The process of paying for long-term care is “as opaque as it can be,” said Linda Couch, senior vice president of policy and advocacy at LeadingAge, which represents nonprofit long-term care providers and researches longterm care.
And researchers’ major question as more assisted facilities open up across the U.S. — are they located near Black communities? — is hard to answer, too.
“The federal government doesn’t even have a list of assisted living (facilities),” said Lindsey Smith, a health systems management and policy researcher in the Oregon Health and Science University-Portland State University School of Public Health. “There is not, like, a registration.”
While affordability is a clear determining factor of who can and can’t access assisted living, researchers say it doesn’t completely explain why more Black people are not moving in.

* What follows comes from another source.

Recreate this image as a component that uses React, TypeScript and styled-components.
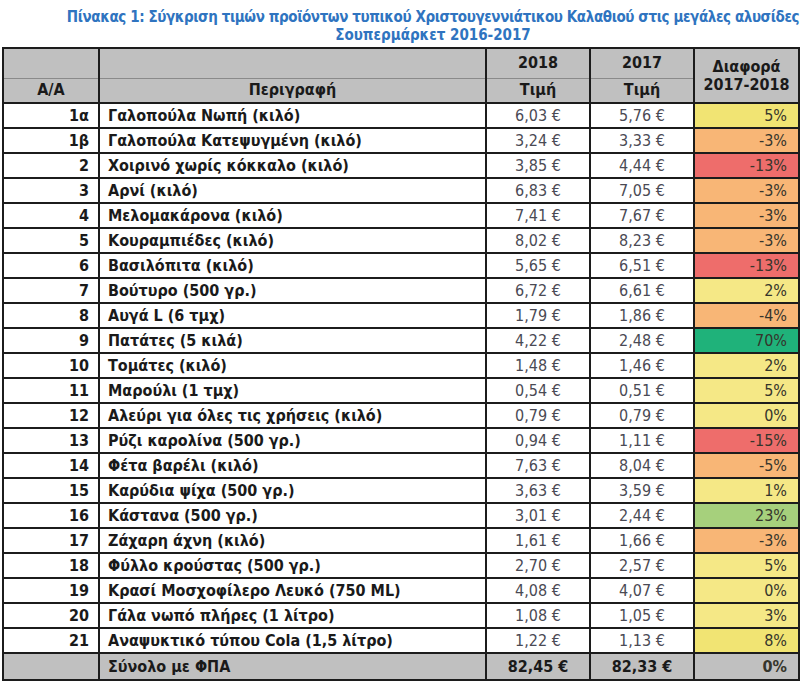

Steven Nash’s father could afford the most expensive assisted living facilities, but the former judge wanted to stay home. So while Nash ran one of the nation’s last remaining Blackowned nursing homes in the Washington, D.C., area, he also helped care for his father until he died at the age of 87.
“Even though it was very difficult for the family, we still kept that promise,” he said. “We try as hard as we can to honor the wishes of our elders.”
But for others, assisted living is an option for independence even as their daily needs grow.
Older Black Americans are twice as likely to have Alzheimer’s or other dementias compared to older white people, according to the Alzheimer’s Association.
In Texarkana, Texas, former lawyer Jay Cossey moved into an assisted living facility after multiple strokes more than seven years ago that caused him to lose most of his short-term memory. He’s one of a handful of Black residents at a facility that is blocks away from his old apartment.
His church community urged the 70year-old to move in, though his family in Alabama has pushed for him to come live with them.
“My brother came and said he wanted to take me home,” Cossey recalled. “I told him I am home. I’m home because I feel good here.”